J'ai mis un certain temps à identifier le pays qui apparaît sur la carte géographique. Je pensais au début qu'il s'agissait d'un territoire de l'Europe de l'Est, entre la Pologne et ce qui était encore à l'époque l'URSS. Mais n'arrivant pas à m'y retrouver dans mes repères scolaires de la région j'ai finit par comprendre que je faisais fausse route et qu'il fallait chercher au-delà des mers et du continent européen, du côté du Proche-Orient et de la Palestine mandataire britannique, dans ce qui peu à peu devenait le nouveau Foyer national juif.
L'émotion (ce que Roland Barthes appelait le "punctum" émotionnel d'une photographie qu'il distinguait de son "studium" explicatif ) naît ici du contraste entre ce que nous savons aujourd'hui de la situation désespérée des juifs de ce ghetto (ils finiront tous par être déportés et assassinés dans les camps de la mort de Belzec et de Chelmno) et ce vers quoi ils semblent encore espérer pouvoir s'échapper du côté d'une terre promise et sécurisante.
L'enfant montre du doigt sur la carte une ville très précise que fixe également son institutrice. Il s'agit de Haïfa, cité portuaire en plein développement à l'époque et porte d'entrée maritime de toute une population juive européenne fuyant les persécutions.

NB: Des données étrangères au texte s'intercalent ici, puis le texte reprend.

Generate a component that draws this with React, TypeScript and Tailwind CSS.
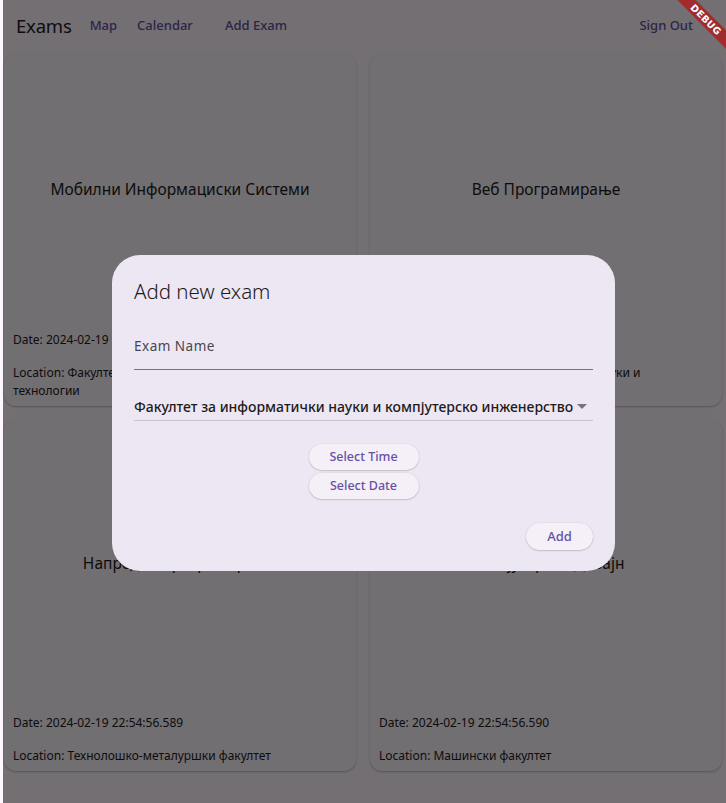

Soudain, par la magie quasi hallucinatoire d'une photographie prise il y a plus de 70 ans, nous avons l'impression de partager un moment commun avec eux, fait d'espérance et d'avenir, avec un enfant au tableau que nous imaginons studieux et intimidé comme nous le furent nous-même jadis en pareille circonstance et une institutrice au visage grave lui désignant du regard l'issue de secours qui les attend et qui ne viendra pas.